_Exercise directions_
Pictures should be excluded; otherwise, copy every entry exactly.

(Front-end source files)
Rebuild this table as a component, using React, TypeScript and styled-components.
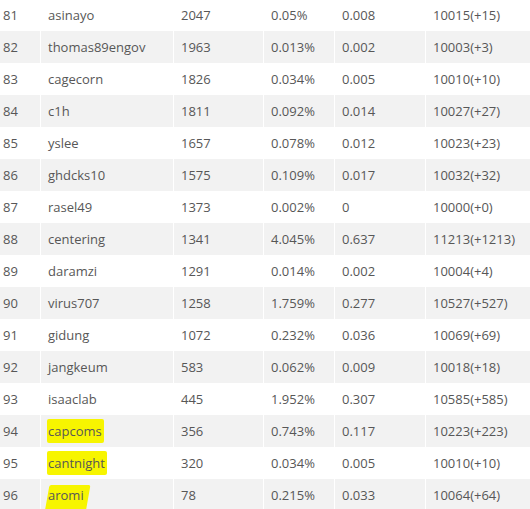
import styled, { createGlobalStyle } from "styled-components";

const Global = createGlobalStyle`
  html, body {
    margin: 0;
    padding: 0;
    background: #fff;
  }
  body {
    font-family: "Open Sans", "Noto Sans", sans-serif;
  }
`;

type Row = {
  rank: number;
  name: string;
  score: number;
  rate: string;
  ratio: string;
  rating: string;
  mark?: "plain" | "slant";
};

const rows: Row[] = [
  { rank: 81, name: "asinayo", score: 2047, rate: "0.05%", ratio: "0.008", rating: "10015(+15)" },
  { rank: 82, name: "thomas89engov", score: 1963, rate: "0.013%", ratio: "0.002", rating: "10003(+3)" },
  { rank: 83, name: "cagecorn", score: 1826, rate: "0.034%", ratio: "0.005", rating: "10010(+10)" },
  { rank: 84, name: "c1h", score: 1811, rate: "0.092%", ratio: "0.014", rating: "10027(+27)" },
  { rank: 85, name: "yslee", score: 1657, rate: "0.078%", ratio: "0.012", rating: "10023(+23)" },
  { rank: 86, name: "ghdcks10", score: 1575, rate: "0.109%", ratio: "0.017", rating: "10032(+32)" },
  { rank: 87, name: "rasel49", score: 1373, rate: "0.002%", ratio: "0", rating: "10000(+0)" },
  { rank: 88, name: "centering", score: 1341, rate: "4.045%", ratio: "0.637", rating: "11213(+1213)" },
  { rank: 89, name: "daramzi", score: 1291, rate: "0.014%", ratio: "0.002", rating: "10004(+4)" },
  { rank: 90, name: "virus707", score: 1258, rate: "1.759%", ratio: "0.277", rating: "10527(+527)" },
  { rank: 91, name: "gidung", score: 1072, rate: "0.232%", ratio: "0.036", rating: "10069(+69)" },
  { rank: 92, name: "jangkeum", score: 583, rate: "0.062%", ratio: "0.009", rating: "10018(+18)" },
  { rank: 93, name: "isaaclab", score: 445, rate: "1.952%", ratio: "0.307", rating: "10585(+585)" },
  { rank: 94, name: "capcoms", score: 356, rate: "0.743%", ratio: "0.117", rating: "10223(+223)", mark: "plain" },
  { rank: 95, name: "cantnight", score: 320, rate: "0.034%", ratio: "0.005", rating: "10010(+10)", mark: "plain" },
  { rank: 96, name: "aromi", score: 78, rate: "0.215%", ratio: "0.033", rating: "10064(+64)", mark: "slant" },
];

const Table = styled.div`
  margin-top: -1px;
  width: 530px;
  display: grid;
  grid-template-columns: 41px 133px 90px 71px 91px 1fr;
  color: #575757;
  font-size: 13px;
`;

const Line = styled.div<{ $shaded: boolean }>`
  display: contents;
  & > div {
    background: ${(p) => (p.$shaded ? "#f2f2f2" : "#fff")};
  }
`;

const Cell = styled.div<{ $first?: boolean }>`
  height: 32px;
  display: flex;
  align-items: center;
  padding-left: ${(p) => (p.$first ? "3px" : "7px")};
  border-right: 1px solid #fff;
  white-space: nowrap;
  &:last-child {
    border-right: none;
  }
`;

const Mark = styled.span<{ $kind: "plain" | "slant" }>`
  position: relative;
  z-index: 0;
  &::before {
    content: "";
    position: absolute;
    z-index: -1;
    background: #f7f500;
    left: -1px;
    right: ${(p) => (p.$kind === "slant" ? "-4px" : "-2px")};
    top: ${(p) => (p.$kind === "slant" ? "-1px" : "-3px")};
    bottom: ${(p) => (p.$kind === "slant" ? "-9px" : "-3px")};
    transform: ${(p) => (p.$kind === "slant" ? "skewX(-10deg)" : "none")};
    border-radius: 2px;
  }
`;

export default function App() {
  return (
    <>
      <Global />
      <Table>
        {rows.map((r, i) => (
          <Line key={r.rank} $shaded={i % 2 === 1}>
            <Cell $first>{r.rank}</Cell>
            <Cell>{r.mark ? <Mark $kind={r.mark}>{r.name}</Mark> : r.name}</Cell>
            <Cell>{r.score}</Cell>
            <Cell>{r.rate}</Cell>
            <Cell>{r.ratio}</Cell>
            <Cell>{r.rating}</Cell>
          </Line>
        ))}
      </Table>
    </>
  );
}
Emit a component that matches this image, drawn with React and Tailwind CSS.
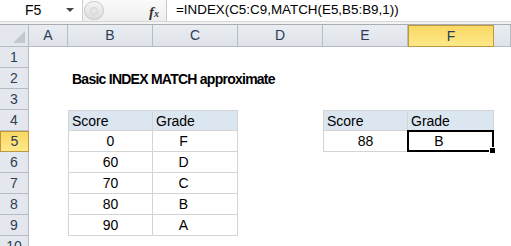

_The solution_
Rebuild this table as a component, using React, TypeScript and styled-components.
import styled, { createGlobalStyle } from "styled-components";

const Global = createGlobalStyle`
  html, body {
    margin: 0;
    padding: 0;
    background: #fff;
  }
  body {
    font-family: "Open Sans", "Noto Sans", sans-serif;
  }
`;

type Row = {
  rank: number;
  name: string;
  score: number;
  rate: string;
  ratio: string;
  rating: string;
  mark?: "plain" | "slant";
};

const rows: Row[] = [
  { rank: 81, name: "asinayo", score: 2047, rate: "0.05%", ratio: "0.008", rating: "10015(+15)" },
  { rank: 82, name: "thomas89engov", score: 1963, rate: "0.013%", ratio: "0.002", rating: "10003(+3)" },
  { rank: 83, name: "cagecorn", score: 1826, rate: "0.034%", ratio: "0.005", rating: "10010(+10)" },
  { rank: 84, name: "c1h", score: 1811, rate: "0.092%", ratio: "0.014", rating: "10027(+27)" },
  { rank: 85, name: "yslee", score: 1657, rate: "0.078%", ratio: "0.012", rating: "10023(+23)" },
  { rank: 86, name: "ghdcks10", score: 1575, rate: "0.109%", ratio: "0.017", rating: "10032(+32)" },
  { rank: 87, name: "rasel49", score: 1373, rate: "0.002%", ratio: "0", rating: "10000(+0)" },
  { rank: 88, name: "centering", score: 1341, rate: "4.045%", ratio: "0.637", rating: "11213(+1213)" },
  { rank: 89, name: "daramzi", score: 1291, rate: "0.014%", ratio: "0.002", rating: "10004(+4)" },
  { rank: 90, name: "virus707", score: 1258, rate: "1.759%", ratio: "0.277", rating: "10527(+527)" },
  { rank: 91, name: "gidung", score: 1072, rate: "0.232%", ratio: "0.036", rating: "10069(+69)" },
  { rank: 92, name: "jangkeum", score: 583, rate: "0.062%", ratio: "0.009", rating: "10018(+18)" },
  { rank: 93, name: "isaaclab", score: 445, rate: "1.952%", ratio: "0.307", rating: "10585(+585)" },
  { rank: 94, name: "capcoms", score: 356, rate: "0.743%", ratio: "0.117", rating: "10223(+223)", mark: "plain" },
  { rank: 95, name: "cantnight", score: 320, rate: "0.034%", ratio: "0.005", rating: "10010(+10)", mark: "plain" },
  { rank: 96, name: "aromi", score: 78, rate: "0.215%", ratio: "0.033", rating: "10064(+64)", mark: "slant" },
];

const Table = styled.div`
  margin-top: -1px;
  width: 530px;
  display: grid;
  grid-template-columns: 41px 133px 90px 71px 91px 1fr;
  color: #575757;
  font-size: 13px;
`;

const Line = styled.div<{ $shaded: boolean }>`
  display: contents;
  & > div {
    background: ${(p) => (p.$shaded ? "#f2f2f2" : "#fff")};
  }
`;

const Cell = styled.div<{ $first?: boolean }>`
  height: 32px;
  display: flex;
  align-items: center;
  padding-left: ${(p) => (p.$first ? "3px" : "7px")};
  border-right: 1px solid #fff;
  white-space: nowrap;
  &:last-child {
    border-right: none;
  }
`;

const Mark = styled.span<{ $kind: "plain" | "slant" }>`
  position: relative;
  z-index: 0;
  &::before {
    content: "";
    position: absolute;
    z-index: -1;
    background: #f7f500;
    left: -1px;
    right: ${(p) => (p.$kind === "slant" ? "-4px" : "-2px")};
    top: ${(p) => (p.$kind === "slant" ? "-1px" : "-3px")};
    bottom: ${(p) => (p.$kind === "slant" ? "-9px" : "-3px")};
    transform: ${(p) => (p.$kind === "slant" ? "skewX(-10deg)" : "none")};
    border-radius: 2px;
  }
`;

export default function App() {
  return (
    <>
      <Global />
      <Table>
        {rows.map((r, i) => (
          <Line key={r.rank} $shaded={i % 2 === 1}>
            <Cell $first>{r.rank}</Cell>
            <Cell>{r.mark ? <Mark $kind={r.mark}>{r.name}</Mark> : r.name}</Cell>
            <Cell>{r.score}</Cell>
            <Cell>{r.rate}</Cell>
            <Cell>{r.ratio}</Cell>
            <Cell>{r.rating}</Cell>
          </Line>
        ))}
      </Table>
    </>
  );
}
Emit a component that matches this image, drawn with React and Tailwind CSS.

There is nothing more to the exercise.